Article : Établissement de scénarios alternatifs de valorisations alimentaires et non alimentaires des ressources céréalières wallonnes à l’horizon 2030


Présentation de Georges Sinnaeve (CRAW) : voir article suivant sur la qualité des céréales panifiables


Echanges

La suite des échanges a principalement porté sur le « comment » faire en sorte que les producteurs qui s’aventurent dans la production, plus technique et risquée, de céréales destinées à l’alimentation humaine, puissent à la fois recevoir une rémunération correcte et trouver un transformateur qui utilisera ces céréales. Il a été mis en évidence que de nombreux transformateurs notamment industriels préfèrent se tourner vers des céréales étrangères à plus faible prix, ne voyant pas l’intérêt, dans le cadre actuel du marché, de choisir une céréale locale.

Les initiatives qui mettraient en avant des produits issus de céréales locales doivent être cadrées et contrôlées de manière à éviter les dérives.

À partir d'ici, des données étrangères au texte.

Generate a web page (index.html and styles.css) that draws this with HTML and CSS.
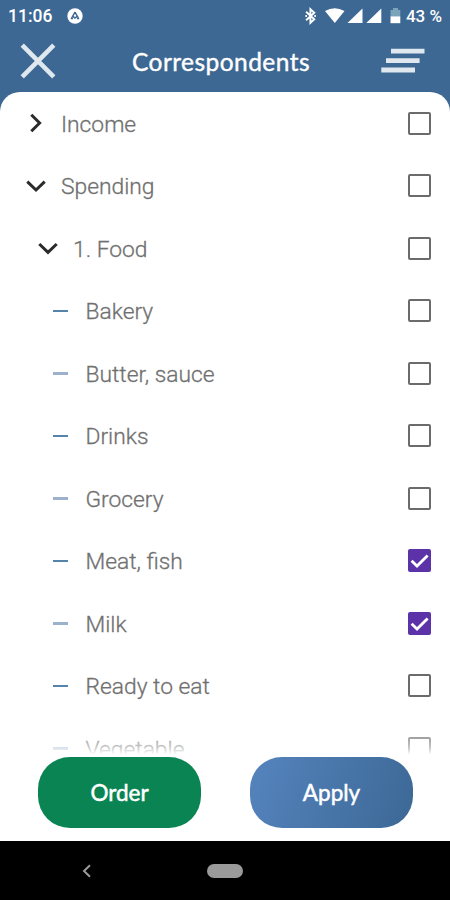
FILE: index.html
```html
<!DOCTYPE html>
<html lang="en">
<head>
    <meta charset="UTF-8">
    <meta name="viewport" content="width=device-width, initial-scale=1.0">
    <title>Correspondents</title>
    <link rel="stylesheet" href="styles.css">
</head>
<body>
    <div class="screen">
        <div class="status-bar">
            <span class="time">11:06</span>
            <svg class="app-icon" width="16" height="16" viewBox="0 0 16 16">
                <circle cx="8" cy="8" r="7.7" fill="#fff"/>
                <path d="M8 4.2 L4.6 10.2 M8 4.2 L11.4 10.2 M6 8.4 L8 10 L10 8.4 M3.8 10.6 H6 M10 10.6 H12.2" fill="none" stroke="#3d6893" stroke-width="1.4"/>
            </svg>
            <svg class="status-icons" width="98" height="18" viewBox="0 0 98 18">
                <path d="M3.1 4.8 L11.3 12.3 L7.4 15.8 V2.2 L11.3 5.7 L3.1 13.2" fill="none" stroke="#fff" stroke-width="1.9"/>
                <path d="M2.4 9 H4 M11.3 9 H12.9" stroke="#fff" stroke-width="1.8"/>
                <path d="M22 4 Q31.8 -1.4 41.5 4 L31.8 16 Z" fill="#fff"/>
                <path d="M44.5 16 L59.5 1.5 V16 Z" fill="#fff"/>
                <path d="M63.3 16 L78.3 1.5 V16 Z" fill="#fff"/>
                <path d="M87.5 9.3 V3 H90 V1 H95 V3 H97.3 V9.3 Z" fill="#7ba3ba"/>
                <path d="M87.5 9.3 H97.3 V16.2 H87.5 Z" fill="#fff"/>
            </svg>
            <span class="battery">43 %</span>
        </div>

        <div class="header">
            <svg width="36" height="36" viewBox="0 0 36 36">
                <path d="M2.2 2.2 L33.8 33.8 M33.8 2.2 L2.2 33.8" stroke="#dfe7ef" stroke-width="4.6"/>
            </svg>
            <h1>Correspondents</h1>
            <svg width="44" height="26" viewBox="0 0 44 26">
                <path d="M10 3.1 H43.5 M5 12.7 H38.6 M0.3 22 H34" stroke="#dfe7ef" stroke-width="4.8"/>
            </svg>
        </div>

        <div class="list">
            <div class="row">
                <svg class="arrow" width="24" height="24" viewBox="0 0 24 24"><path d="M7.3 3.7 L15.6 12 L7.3 20.3"/></svg>
                <span class="label">Income</span>
                <span class="checkbox"></span>
            </div>
            <div class="row">
                <svg class="arrow" width="24" height="24" viewBox="0 0 24 24"><path d="M3.3 7.6 L12 16 L20.7 7.6"/></svg>
                <span class="label">Spending</span>
                <span class="checkbox"></span>
            </div>
            <div class="row level-1">
                <svg class="arrow" width="24" height="24" viewBox="0 0 24 24"><path d="M3.3 8 L12 16.4 L20.7 8"/></svg>
                <span class="label">1. Food</span>
                <span class="checkbox"></span>
            </div>
            <div class="row level-2">
                <span class="dash"></span>
                <span class="label">Bakery</span>
                <span class="checkbox"></span>
            </div>
            <div class="row level-2">
                <span class="dash light"></span>
                <span class="label">Butter, sauce</span>
                <span class="checkbox"></span>
            </div>
            <div class="row level-2">
                <span class="dash"></span>
                <span class="label">Drinks</span>
                <span class="checkbox"></span>
            </div>
            <div class="row level-2">
                <span class="dash light"></span>
                <span class="label">Grocery</span>
                <span class="checkbox"></span>
            </div>
            <div class="row level-2">
                <span class="dash"></span>
                <span class="label">Meat, fish</span>
                <span class="checkbox checked">
                    <svg width="23" height="23" viewBox="0 0 23 23"><path d="M3.6 11.8 L9 17 L19.6 6.4"/></svg>
                </span>
            </div>
            <div class="row level-2">
                <span class="dash light"></span>
                <span class="label">Milk</span>
                <span class="checkbox checked">
                    <svg width="23" height="23" viewBox="0 0 23 23"><path d="M3.6 11.8 L9 17 L19.6 6.4"/></svg>
                </span>
            </div>
            <div class="row level-2">
                <span class="dash"></span>
                <span class="label">Ready to eat</span>
                <span class="checkbox"></span>
            </div>
            <div class="row level-2">
                <span class="dash light"></span>
                <span class="label">Vegetable</span>
                <span class="checkbox"></span>
            </div>
        </div>

        <div class="buttons">
            <button class="btn order">Order</button>
            <button class="btn apply">Apply</button>
        </div>

        <div class="nav-bar">
            <svg width="10" height="14" viewBox="0 0 10 14">
                <path d="M8 1.2 L2 7 L8 12.8" fill="none" stroke="#9a9a9a" stroke-width="2"/>
            </svg>
            <span class="home"></span>
        </div>
    </div>
</body>
</html>
```

FILE: styles.css
```css
* {
    margin: 0;
    padding: 0;
    box-sizing: border-box;
}

body {
    background-color: #3d6893;
    font-family: Roboto, sans-serif;
}

.screen {
    width: 450px;
    height: 900px;
    display: flex;
    flex-direction: column;
    overflow: hidden;
}

.status-bar {
    height: 32px;
    padding: 0 8px;
    display: flex;
    align-items: center;
    color: #fff;
    font-size: 17.5px;
    font-weight: 500;
}

.app-icon {
    margin-left: 15px;
}

.status-icons {
    margin-left: auto;
    margin-right: 5px;
}

.battery {
    font-size: 17px;
}

.header {
    height: 60px;
    padding: 0 25px 2px 20px;
    display: flex;
    align-items: center;
    justify-content: space-between;
}

.header h1 {
    padding-left: 5px;
    color: #fff;
    font-family: Lato, sans-serif;
    font-size: 24.5px;
    font-weight: 400;
    letter-spacing: 0.45px;
    -webkit-text-stroke: 0.4px #fff;
}

.list {
    height: 665px;
    overflow: hidden;
    position: relative;
    background-color: #fff;
    border-radius: 20px 20px 0 0;
}

/* Fades the last row out above the buttons */
.list::after {
    content: "";
    position: absolute;
    left: 0;
    right: 0;
    bottom: 0;
    height: 22px;
    background: linear-gradient(rgba(255, 255, 255, 0.3), rgba(255, 255, 255, 0.6) 55%, #fff 90%);
}

.row {
    height: 62.5px;
    padding: 0 19px 0 24px;
    display: flex;
    align-items: center;
}

.level-1 {
    padding-left: 36px;
}

.level-2 {
    padding-left: 53px;
}

.arrow {
    margin-right: 13px;
    fill: none;
    stroke: #2b2b2b;
    stroke-width: 3;
}

.dash {
    width: 15px;
    height: 2px;
    margin-right: 17.5px;
    background-color: #5583ac;
}

.dash.light {
    height: 3px;
    background-color: #9cb1cc;
}

.label {
    flex: 1;
    padding-top: 2px;
    color: #707070;
    font-size: 22.8px;
    font-weight: 300;
    -webkit-text-stroke: 0.3px #707070;
}

.checkbox {
    width: 23px;
    height: 23px;
    border: 2px solid #6b6b6b;
    border-radius: 2px;
}

.checkbox.checked {
    border: none;
    background-color: #5b32a8;
}

.checked svg {
    display: block;
    fill: none;
    stroke: #fff;
    stroke-width: 2.8;
}

.buttons {
    height: 84px;
    padding: 0 37px 0 38px;
    display: flex;
    justify-content: space-between;
    background-color: #fff;
}

.btn {
    width: 163px;
    height: 71px;
    border: none;
    border-radius: 32px;
    color: #fff;
    font-family: Lato, sans-serif;
    font-size: 22.5px;
    -webkit-text-stroke: 0.5px #fff;
}

.order {
    background-color: #0a8453;
}

.apply {
    background: linear-gradient(110deg, #5584be, #3c6895);
}

.nav-bar {
    height: 59px;
    padding-left: 82px;
    display: flex;
    align-items: center;
    background-color: #000;
}

.home {
    width: 36px;
    height: 14px;
    margin-left: 115px;
    border-radius: 7px;
    background-color: #9a9a9a;
}
```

La qualité des céréales a été abordée, notamment la nécessité de faire coïncider la production avec les besoins des transformateurs (voir article suivant).


En conclusion

Renforcer l’autonomie wallonne en céréales est possible : les surfaces consacrées à ces cultures en Wallonie ne sont pas un facteur limitant. Actuellement, c’est le manque de rémunération pour des céréales destinées à l’alimentation humaine et la difficulté à trouver un débouché (peu de transformation en Wallonie) qui constituent les principaux freins. Une ré-allocation des céréales vers le food pourra avoir un impact sur les autres utilisations (feed – alimentation animale et fuel – agrocarburants). Pour l’alimentation animale, il est fortement probable que les besoins diminuent étant donné la décroissance de la consommation de viande ces dernières décennies et la réduction des cheptels qui y est associée. Pour le secteur des agrocarburants, qui constitue un autre secteur d’activité, son évolution dépendra des politiques mises en oeuvre dans le domaine de l’énergie et de l’environnement.

Il reste donc l’épineuse question du « comment » renforcer des filières utilisant des céréales locales… A suivre.